Ознакомительная версия.
А ведь еще пять лет назад все было по-другому, ведь это не Макс первым в «Секрете» решился на «сольник»! В 1984 году именно Забл и Мура, как мы уже знаем, записали альбом «Нервная ночь» с Костей Кинчевым, и это понятно, ведь пока Макс и Фома ходили строем, у них оставалось довольно много свободного времени…
Но и Макс записал самостоятельную пластинку довольно скоро. Сейчас он не любит вспоминать эту работу, но некий композитор Яков Дубравин таким клещом впился в белое максово тело, что отказать ему было никак нельзя, и миньон под названием «Признание» появился на мелодийных прилавках почти одновременно с гигантом «Секрета».
А потом был фильм «Биндюжник и Король», хоть и тоже не слишком удачный, но изрядно нашумевший своим звездным составом. Могли Коля Фоменко стерпеть это вопиющее безобразие? Да нет, конечно! И вот, в 1989 году, на сцене «Театра на Литейном», появляется спектакль «Собачье сердце» по знаменитой повести Михаила Булгакова, где Фома исполняет роль Полиграфа Полиграфовича Шарикова. И хоть тоже не прорыв, но хорошая, профессиональная, коммерчески успешная работа
Знаете, несмотря на уже весьма тугие отношения, все приличия и ритуалы были соблюдены, и каждый из друзей получал приглашение на премьеру как Максова фильма, так и Колиного спектакля. Здесь и ревности-то почти никакой не было, наоборот, все радовались успеху товарища, достигнутому в свободное от основной работы время…
Фома:
– Начнем с того, что ревность таки была. Более того, мне фактически поставили условие, чтобы я с этим спектаклем поскорее закончил, потому что из-за него «Секрет» не может выстроить гастрольный график. И я это сделал! Представляешь? Предал большой коллектив, своего учителя… Потому что понимал, что наше общее дело важнее личных успехов…
Так почему же вышло так, что именно работа над ролью Элвиса Пресли, с которой семью годами раньше еще в дипломном спектакле ЛГИТ-МиКа начинался профессиональный артист Максим Леонидов, окончательно разорвала все творческие и дружеские связи? Давайте попробуем разобраться в этом, но… учтите, прошло почти тридцать лет. Каждый из участников той истории все это время разговаривал сам с собой, моделировал, искал виноватых… Думаю, что, услышав все версии, каждый должен сделать вывод самостоятельно.
Макс:
– Все началось гораздо раньше. В определенный момент я оказался в изоляции, мои ближайшие друзья перестали меня удовлетворять и в человеческом, и в творческом качестве. Я долго пытался им объяснить: команда выросла из коротких штанишек, хватит клоунады, паясничания.

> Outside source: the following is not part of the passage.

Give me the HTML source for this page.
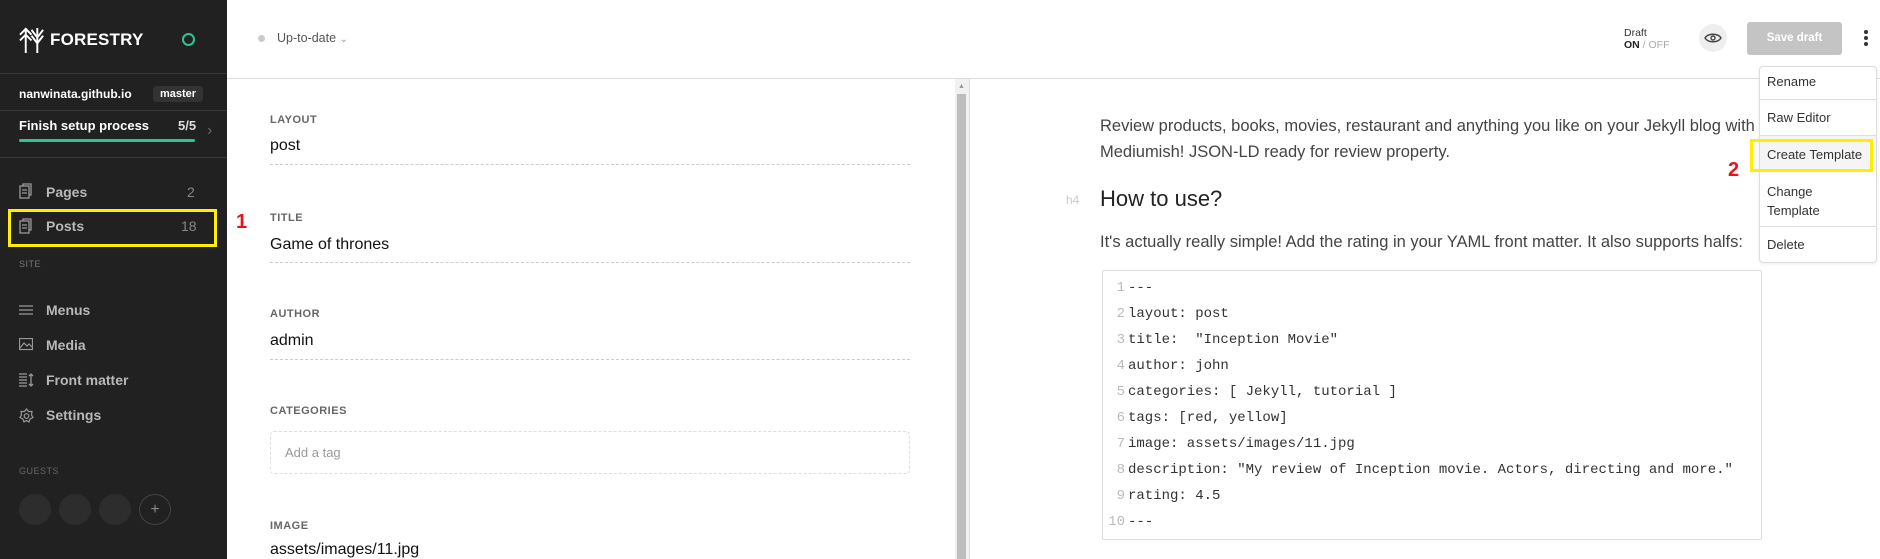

Вы уже не щенки, а взрослые псы, пора менять поведение, взрослеть, выходить на новый уровень… Они же меня этим загнобили, так как перестраиваться не хотели, и если говорят другое, то лукавят. Фома был главный противник – он, по сути, клоун, и по-другому просто не умел. А меня это «валяние дурака» стало все больше раздражать. Я же профи, а они не растут и ржут над этим. Я начал настаивать, а потом Натаныч принес пьесу про Элвиса, и этот спектакль стал последним гвоздем в мою крышку гроба!
Натаныч:
– Я же ведь не просто эту пьесу взял и принес! Я как-то зашел по делам в Главное управление культуры и случайно увидел на столе начальника отдела эту пьесу, «Король рок-н-ролла». Что это, спрашиваю, а это, отвечают, про Элвиса Пресли, один наш режиссер-эмигрант прислал из Германии с просьбой пристроить куда-нибудь. Ну, я ее просто тихо вынес оттуда, показал Максу, хочешь, спрашиваю… Он полистал и говорит – давай! Я ее так же тихо принес обратно и попросил уже официально. Встретились, сели, почитали, и все ребята говорят – можно попробовать!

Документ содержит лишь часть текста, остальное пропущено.